Supporters see the proposal as a big and necessary move in a city where heating, cooling and powering buildings accounts for nearly 70% of emissions of carbon dioxide and other heat-trapping gases.
Although stoves and furnaces would use electricity generated partly from burning natural gas and other fossil fuels, backers say the change would boost momentum ahead of a statewide requirement to use 70% renewable energy by 2030, up from about 30% now.
"We can’t keep expanding gas if we have any prayer of hitting the state’s climate goals,” said Alex Beauchamp of Food & Water Watch, an environmental group.
"This is a huge, huge step forward," he said, calling the legislation "a real game-changer on the national scene."
Proponents also say they're fighting air pollution, particularly on behalf of communities of color. Researchers have found that non-white people are exposed to more air pollution than whites across the country.
"We must take steps towards climate justice – which is inextricably tied to racial justice,” and the gas legislation "provides an actionable and meaningful answer,” Council sponsor Alicka Ampry-Samuel tweeted in September. The Democrat represents an overwhelmingly Black Brooklyn district.
A few dozen other cities, including San Francisco and Seattle, have moved to end gas hookups for heat, hot water and sometimes cooking in at least some new buildings.
At the same time, states including Arizona, Oklahoma and Texas have barred cities from doing so, saying that consumers should have their choice of energy sources. In Texas, the effort began before, but gained all the more steam after, a February storm spawned massive power outages that left many households shivering without electricity, heat or drinkable water for days.
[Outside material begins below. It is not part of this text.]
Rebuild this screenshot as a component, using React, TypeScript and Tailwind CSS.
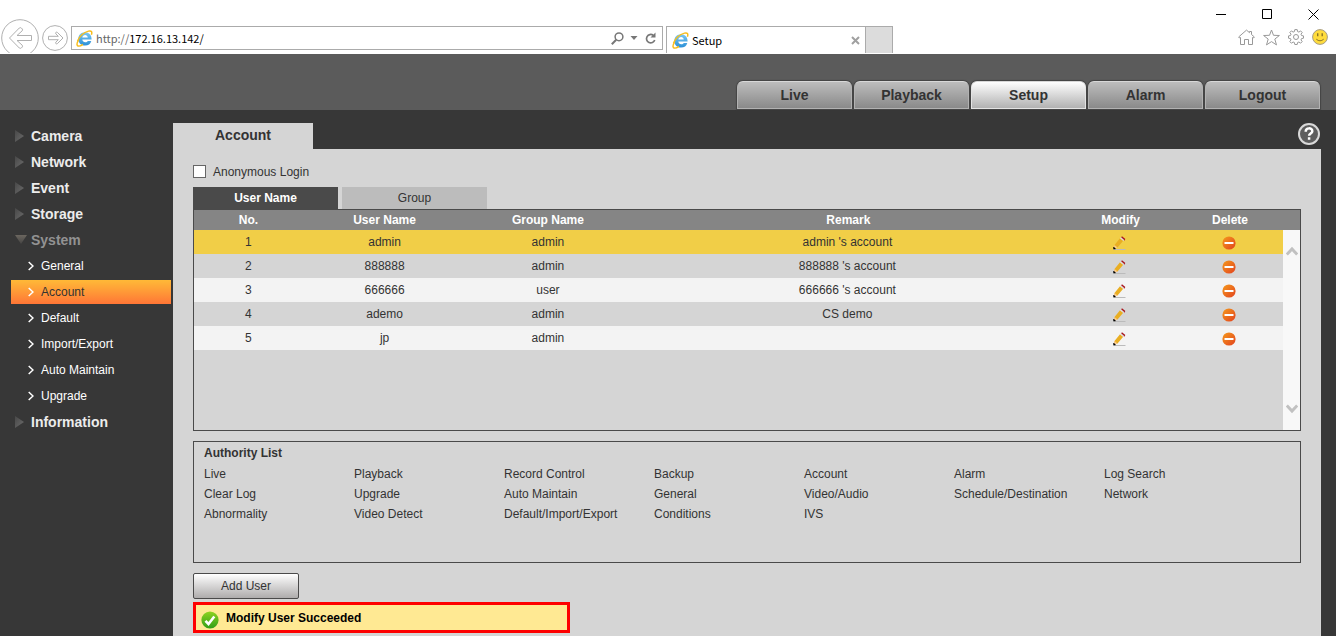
import { useState } from 'react';
import type { ReactNode } from 'react';

type User = {
  name: string;
  group: string;
  remark: string;
};

const navTabs = ['Live', 'Playback', 'Setup', 'Alarm', 'Logout'];

const menuTop = ['Camera', 'Network', 'Event', 'Storage'];

const systemItems = [
  'General',
  'Account',
  'Default',
  'Import/Export',
  'Auto Maintain',
  'Upgrade',
];

const users: User[] = [
  { name: 'admin', group: 'admin', remark: "admin 's account" },
  { name: '888888', group: 'admin', remark: "888888 's account" },
  { name: '666666', group: 'user', remark: "666666 's account" },
  { name: 'ademo', group: 'admin', remark: 'CS demo' },
  { name: 'jp', group: 'admin', remark: '' },
];

const authorities = [
  'Live',
  'Playback',
  'Record Control',
  'Backup',
  'Account',
  'Alarm',
  'Log Search',
  'Clear Log',
  'Upgrade',
  'Auto Maintain',
  'General',
  'Video/Audio',
  'Schedule/Destination',
  'Network',
  'Abnormality',
  'Video Detect',
  'Default/Import/Export',
  'Conditions',
  'IVS',
];

const IeLogo = () => (
  <svg width="17" height="17" viewBox="0 0 17 17" fill="none" className="shrink-0">
    <defs>
      <linearGradient id="ie" x1="0" y1="0" x2="0" y2="1">
        <stop offset="0" stopColor="#7cc8f2" />
        <stop offset="1" stopColor="#2b8fd6" />
      </linearGradient>
    </defs>
    <path
      d="M9 2.300c4.200 0 6.600 2.900 6.600 7.300H6.300c.3 1.900 1.400 2.700 3 2.700 1.200 0 2-.4 2.500-1.300h3.500c-.8 2.900-3 4.600-6.200 4.600-4.200 0-6.700-2.700-6.700-6.600 0-3.900 2.600-6.700 6.600-6.700Zm-2.700 5.200h5.500c-.2-1.600-1.200-2.500-2.700-2.500s-2.500.9-2.800 2.500Z"
      fill="url(#ie)"
      fillRule="evenodd"
    />
    <path
      d="M7 14.500c-2.400 1.500-4.600 2-5.500 1.100-.9-.9-.4-3 1-5.400M1.500 11C3.500 6.500 8 2.300 12.500 1.100c2.800-.7 4 .5 2.900 3.600"
      stroke="#f8bd1c"
      strokeWidth="1.500"
    />
  </svg>
);

const BackButton = () => (
  <button aria-label="Back" className="shrink-0">
    <svg width="38" height="38" viewBox="0 0 38 38" fill="none" stroke="#b0b0b0">
      <circle cx="19" cy="19" r="18.300" />
      <path d="M8.500 19 18.300 9q1-.8 2 0l.9.900q.8 1 0 1.900L16 16.500h14.500v5H16l5.200 4.700q.8 1 0 1.900l-.9.900q-1 .8-2 0Z" />
    </svg>
  </button>
);

const ForwardButton = () => (
  <button aria-label="Forward" className="mt-[6px] shrink-0">
    <svg width="26" height="26" viewBox="0 0 26 26" fill="none" stroke="#b0b0b0">
      <circle cx="13" cy="13" r="12.400" />
      <path d="M21 13l-5.600-5.600q-.9-.6-1.500 0t0 1.500l2.400 2.400H6.500v3.400h9.800l-2.400 2.400q-.6.900 0 1.500t1.500 0Z" />
    </svg>
  </button>
);

const WindowControls = () => (
  <div className="flex h-[26px] items-center justify-end gap-[35px] pr-[17px] pt-[2px]">
    <button aria-label="Minimize">
      <svg width="11" height="11" viewBox="0 0 11 11" stroke="#000">
        <path d="M0 5.500h10" />
      </svg>
    </button>
    <button aria-label="Maximize">
      <svg width="11" height="11" viewBox="0 0 11 11" fill="none" stroke="#000">
        <path d="M.5.500h9v9h-9z" />
      </svg>
    </button>
    <button aria-label="Close">
      <svg width="11" height="11" viewBox="0 0 11 11" stroke="#000">
        <path d="M.5.500l10 10M10.500.500l-10 10" />
      </svg>
    </button>
  </div>
);

const ToolIcons = () => (
  <div className="ml-auto flex h-[22px] items-center gap-2 pr-2">
    <button aria-label="Home">
      <svg width="17" height="17" viewBox="0 0 17 17" fill="none" stroke="#999">
        <path d="M2.500 8.500 1.200 8.800.6 8 8.500 1.100 11.500 3.700V2.500h2v3l2.900 2.500-.6.800-1.300-.3v7h-4v-5h-4v5h-4Z" />
      </svg>
    </button>
    <button aria-label="Favorites">
      <svg width="17" height="17" viewBox="0 0 17 17" fill="none" stroke="#999">
        <path d="M8.500 1l2 5.300 5.900.2-4.600 3.600 1.700 5.800-5-3.300-5 3.300 1.700-5.800L.6 6.500l5.900-.2Z" />
      </svg>
    </button>
    <button aria-label="Tools">
      <svg width="16" height="16" viewBox="0 0 16 16" fill="none" stroke="#999">
        <path d="M6.800.6h2.400l.4 2 1.300.5 1.700-1.200 1.600 1.600L13 5.200l.5 1.300 2 .4v2.300l-2 .4-.5 1.300 1.200 1.700-1.600 1.600-1.700-1.200-1.300.5-.4 2H6.800l-.4-2-1.300-.5-1.700 1.200-1.600-1.600L3 10.900l-.5-1.300-2-.4V6.900l2-.4L3 5.200 1.800 3.500l1.600-1.600 1.700 1.200 1.300-.5Z" />
        <circle cx="8" cy="8" r="2.500" />
      </svg>
    </button>
    <button aria-label="Send a smile">
      <svg width="16" height="16" viewBox="0 0 16 16" fill="none">
        <circle cx="8" cy="8" r="7.400" fill="#ffdc3c" stroke="#a59c86" />
        <path d="M5.700 4.200v3M10.200 4.200v3" stroke="#8a7426" strokeWidth="1.400" />
        <path d="M4.300 10.200q3.700 3.200 7.400 0" stroke="#8a7426" />
      </svg>
    </button>
  </div>
);

const BrowserBar = () => (
  <div className="h-[54px] overflow-hidden bg-white font-['Noto_Sans_CJK_JP',sans-serif] text-[11px] text-black">
    <WindowControls />
    <div className="flex h-[27px] items-start">
      <div className="-mt-[7px] flex h-[34px] items-start gap-[3px] overflow-hidden pl-[1px]">
        <BackButton />
        <ForwardButton />
      </div>
      <div className="ml-[3px] flex h-6 w-[592px] items-center border border-[#ababab] px-1">
        <IeLogo />
        <label htmlFor="address" className="pl-[3px] text-[#666]">
          http://
        </label>
        <input
          id="address"
          defaultValue="172.16.13.142/"
          className="min-w-0 flex-1 bg-transparent outline-none"
        />
        <button aria-label="Search">
          <svg width="13" height="13" viewBox="0 0 13 13" fill="none" stroke="#777">
            <circle cx="8" cy="4.800" r="3.900" strokeWidth="1.500" />
            <path d="M5.200 7.800.8 12.200" strokeWidth="2" />
          </svg>
        </button>
        <button aria-label="Show address list" className="ml-[6px]">
          <svg width="8" height="4" viewBox="0 0 8 4" fill="#777">
            <path d="M.5 0h7L4 4Z" />
          </svg>
        </button>
        <button aria-label="Refresh" className="ml-[7px] mr-[1px]">
          <svg width="12" height="13" viewBox="0 0 12 13" fill="none" stroke="#777">
            <path d="M8.200 3.300A4.200 4.200 0 1 0 9.700 8" strokeWidth="1.700" />
            <path d="M10.500.500v5H5.500Z" fill="#777" stroke="none" />
          </svg>
        </button>
      </div>
      <div className="ml-[3px] flex h-[27px] w-[200px] items-center border border-b-0 border-[#ababab] px-[5px]">
        <IeLogo />
        <span className="flex-1 pl-[3px]">Setup</span>
        <button aria-label="Close tab">
          <svg width="9" height="9" viewBox="0 0 9 9" stroke="#a0a0a0" strokeWidth="2">
            <path d="M1 1l7 7M8 1 1 8" />
          </svg>
        </button>
      </div>
      <button
        aria-label="New tab"
        className="h-[27px] w-[27px] border border-b-0 border-l-0 border-[#ababab] bg-[#dcdcdc]"
      />
      <ToolIcons />
    </div>
  </div>
);

const Header = () => (
  <header className="flex h-14 items-end justify-end gap-[2px] bg-[#5b5b5b] pb-px pr-4">
    {navTabs.map((tab) => (
      <button
        key={tab}
        className={`h-7 w-[115px] rounded-t-md border border-t-[#d8d8d8] text-sm font-bold text-[#333] shadow-[0_0_1px_1px_#444] ${
          tab === 'Setup'
            ? 'border-[#e4e4e4] bg-linear-to-b from-white to-[#b2b2b2]'
            : 'border-[#b2b2b2] bg-linear-to-b from-[#bdbdbd] to-[#8a8a8a]'
        }`}
      >
        {tab}
      </button>
    ))}
  </header>
);

const MenuItem = ({ label, open }: { label: string; open?: boolean }) => (
  <a
    href="#"
    className={`flex h-[26px] items-center pl-[15px] text-sm font-bold ${
      open ? 'text-[#929292]' : 'text-[#ececec]'
    }`}
  >
    <svg width="16" height="12" viewBox="0 0 16 12">
      <defs>
        <linearGradient id="arrow" x1="0" y1="0" x2="1" y2="1">
          <stop offset="0" stopColor="#484848" />
          <stop offset="1" stopColor="#6c6c6c" />
        </linearGradient>
        <linearGradient id="arrowOpen" x1="0" y1="0" x2="0" y2="1">
          <stop offset="0" stopColor="#6b665f" />
          <stop offset="1" stopColor="#454443" />
        </linearGradient>
      </defs>
      {open ? (
        <path d="M0 1h12L6 10Z" fill="url(#arrowOpen)" />
      ) : (
        <path d="M0 0v12l9-6Z" fill="url(#arrow)" />
      )}
    </svg>
    {label}
  </a>
);

const Sidebar = () => {
  const [active, setActive] = useState('Account');

  return (
    <nav className="w-[173px] shrink-0 pt-[13px]">
      {menuTop.map((m) => (
        <MenuItem key={m} label={m} />
      ))}
      <MenuItem label="System" open />
      <div className="flex flex-col gap-[2px] py-px pl-[11px] pr-[2px]">
        {systemItems.map((item) => (
          <a
            key={item}
            href="#"
            onClick={() => setActive(item)}
            className={`flex h-6 items-center gap-[7px] pl-[17px] text-xs ${
              item === active
                ? 'bg-linear-to-b from-[#ffb937] to-[#ff7536] text-[#333]'
                : 'text-white'
            }`}
          >
            <svg width="6" height="10" viewBox="0 0 6 10" fill="none" stroke="#fff" strokeWidth="1.500">
              <path d="M.7 1 5 5 .7 9" />
            </svg>
            {item}
          </a>
        ))}
      </div>
      <MenuItem label="Information" />
    </nav>
  );
};

const PencilIcon = () => (
  <svg width="13" height="14" viewBox="0 0 13 14">
    <path d="M.5 13.500h12" stroke="#bbb" />
    <path d="M1.500 9 7 2.200 10.200 4.800 4.500 11.500 1.300 12Z" fill="#e9ae22" />
    <path d="M1.500 9 4.500 11.500 2 12.500 1 11.500Z" fill="#fbc98a" />
    <path d="M8 1.500 9 .3l3.300 2.700-1 1.700Z" fill="#a8151c" />
    <path d="M7 2.300l1-1 3.200 2.700-.9 1Z" fill="#ddd" />
    <path d="M.3 11h1.200v1h1v1.200H.3Z" fill="#000" />
  </svg>
);

const DeleteIcon = () => (
  <svg width="14" height="14" viewBox="0 0 14 14">
    <defs>
      <linearGradient id="del" x1="0" y1="0" x2="1" y2="1">
        <stop offset="0" stopColor="#f59a1c" />
        <stop offset="1" stopColor="#e2421f" />
      </linearGradient>
    </defs>
    <circle cx="7" cy="7" r="6.600" fill="url(#del)" />
    <path d="M2.500 7h9" stroke="#fff" strokeWidth="2" />
  </svg>
);

const rowColor = (i: number) => {
  if (i === 0) return 'bg-[#f1ce47]';
  return i % 2 ? 'bg-[#d5d5d5]' : 'bg-[#f3f3f3]';
};

const IconCell = ({ label, children }: { label: string; children: ReactNode }) => (
  <td className="p-0">
    <button aria-label={label} className="mx-auto block pt-[2px]">
      {children}
    </button>
  </td>
);

const UserTable = () => (
  <div className="flex h-[222px] border border-[#4a4a4a]">
    <div className="flex-1">
      <table className="w-full table-fixed border-collapse text-center">
        <thead>
          <tr className="h-5 bg-[#858585] text-white">
            <th className="w-[10%] p-0">No.</th>
            <th className="w-[15%] p-0">User Name</th>
            <th className="w-[15%] p-0">Group Name</th>
            <th className="w-[40%] p-0 pl-[2px]">Remark</th>
            <th className="w-[10%] p-0 pl-[2px]">Modify</th>
            <th className="w-[10%] p-0 pl-[3px]">Delete</th>
          </tr>
        </thead>
        <tbody>
          {users.map((u, i) => (
            <tr key={u.name} className={`h-6 ${rowColor(i)}`}>
              <td className="p-0">{i + 1}</td>
              <td className="p-0">{u.name}</td>
              <td className="p-0">{u.group}</td>
              <td className="p-0">{u.remark}</td>
              <IconCell label={`Modify ${u.name}`}>
                <PencilIcon />
              </IconCell>
              <IconCell label={`Delete ${u.name}`}>
                <DeleteIcon />
              </IconCell>
            </tr>
          ))}
        </tbody>
      </table>
    </div>
    <div className="flex w-[17px] flex-col border-t-[20px] border-[#858585] bg-[#f8f8f8]">
      <div className="flex flex-1 flex-col items-center justify-between py-4">
        <svg width="12" height="10" viewBox="0 0 12 10" fill="none" stroke="#c1c1c1" strokeWidth="3">
          <path d="M.8 8.500 6 3 11.200 8.500" />
        </svg>
        <svg width="12" height="10" viewBox="0 0 12 10" fill="none" stroke="#c1c1c1" strokeWidth="3">
          <path d="M.8 1.500 6 7 11.200 1.500" />
        </svg>
      </div>
    </div>
  </div>
);

const AuthorityList = () => (
  <section className="mt-[10px] h-[122px] border border-[#4a4a4a] px-[10px] pt-[1px]">
    <h2 className="h-[21px] font-bold leading-5">Authority List</h2>
    <ul className="grid grid-cols-[repeat(auto-fill,150px)] leading-5">
      {authorities.map((a) => (
        <li key={a}>{a}</li>
      ))}
    </ul>
  </section>
);

const HelpIcon = () => (
  <svg width="24" height="24" viewBox="0 0 24 24" fill="none">
    <circle cx="12" cy="11" r="10" fill="#5e5e5e" stroke="#d9d9d9" strokeWidth="2" />
    <path
      d="M8.700 8.700C8.700 4.200 15.300 4.500 15.300 8.200c0 2.400-3.200 2.300-3.200 4.600M12.100 14.300v2.500"
      stroke="#fff"
      strokeWidth="2.500"
    />
  </svg>
);

const SuccessIcon = () => (
  <svg width="18" height="18" viewBox="0 0 18 18" fill="none">
    <defs>
      <linearGradient id="ok" x1="0" y1="0" x2="0" y2="1">
        <stop offset="0" stopColor="#8fd321" />
        <stop offset="1" stopColor="#2f9e17" />
      </linearGradient>
    </defs>
    <circle cx="9" cy="9" r="8.600" fill="url(#ok)" />
    <path d="M4.500 9.800 7.500 13 13.300 5.500" stroke="#fff" strokeWidth="2.600" />
  </svg>
);

const AccountPanel = () => {
  const [anonymous, setAnonymous] = useState(false);

  return (
    <main className="flex flex-1 flex-col pr-[15px] pt-[13px]">
      <div className="flex h-[26px] items-start justify-between">
        <h1 className="h-[26px] w-[140px] bg-[#d5d5d5] text-center text-sm font-bold leading-6">
          Account
        </h1>
        <button aria-label="Help">
          <HelpIcon />
        </button>
      </div>
      <div className="flex-1 bg-[#d5d5d5] px-5 pb-[3px] pt-4">
        <div className="flex h-[13px] items-center gap-[7px]">
          <input
            id="anonymous"
            type="checkbox"
            checked={anonymous}
            onChange={(e) => setAnonymous(e.target.checked)}
            className="h-[13px] w-[13px] appearance-none border border-[#666] bg-white checked:bg-[#4a4a4a]"
          />
          <label htmlFor="anonymous">Anonymous Login</label>
        </div>
        <div className="mt-[9px] flex gap-1">
          <button className="h-[22px] w-[145px] bg-[#4a4a4a] font-bold text-white">
            User Name
          </button>
          <button className="h-[22px] w-[145px] bg-[#bcbcbc]">Group</button>
        </div>
        <UserTable />
        <AuthorityList />
        <button className="mt-[10px] block h-[26px] w-[106px] rounded-xs border border-[#4a4a4a] bg-linear-to-b from-white to-[#aeacac]">
          Add User
        </button>
        <div
          role="status"
          className="mt-[3px] flex h-[31px] w-[377px] border-3 border-[#fe0000] bg-[#ffe993] pl-[5px] font-bold text-black"
        >
          <div className="pt-[6px]">
            <SuccessIcon />
          </div>
          <span className="pl-[7px] leading-[26px]">Modify User Succeeded</span>
        </div>
      </div>
    </main>
  );
};

export default function App() {
  return (
    <div className="flex min-h-screen flex-col bg-[#373737] font-['Liberation_Sans',Arial,sans-serif] text-xs text-[#333]">
      <BrowserBar />
      <Header />
      <div className="flex flex-1">
        <Sidebar />
        <AccountPanel />
      </div>
    </div>
  );
}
In New York, shifts toward electric vehicles, furnaces and appliances are "expected to create long-term upward pressure” on electricity use, according to the New York Independent System Operator, which oversees the state’s electricity supply.
The organization said in a recent report that it's still studying how those trends will affect the power system, but it forecasts that electricity demand could start peaking in winter, instead of summer, by about 2040.
The state envisions big increases in wind and solar power, among other approaches to meet its renewable energy targets and growing demand. Some projects are in the works.
Still, some building interests, including a big landlords' lobbying group called the Real Estate Board of New York, raised concerns at a City Council hearing last month about whether banning new natural gas hookups would strain the electrical grid. It already struggles during heat waves in the city, sometimes resulting in sizeable neighborhood outages.
Real estate groups also pressed to push back the deadlines for nixing gas, saying that alternative technologies – such as electric heat pumps that transfer heat between indoors and outdoors – need more time to develop, particularly for skyscrapers.
Utilities, meanwhile, said they supported the goal but sounded economic alarms.
"We have real concerns that, as envisioned, these (proposals) may result in increased energy costs for customers,” said Bryan Grimaldi, a vice president of National Grid, which provides power in some parts of the city. Con Edison, which serves much of it, called for making provisions to help poorer renters with what it characterized as increased costs of electric heating.
Environmental groups say electric doesn't necessarily mean more expensive. In fact, they say it's just the opposite in some new, energy-efficient buildings. They also note that natural gas prices fluctuate, having risen notably this year before recently dropping somewhat.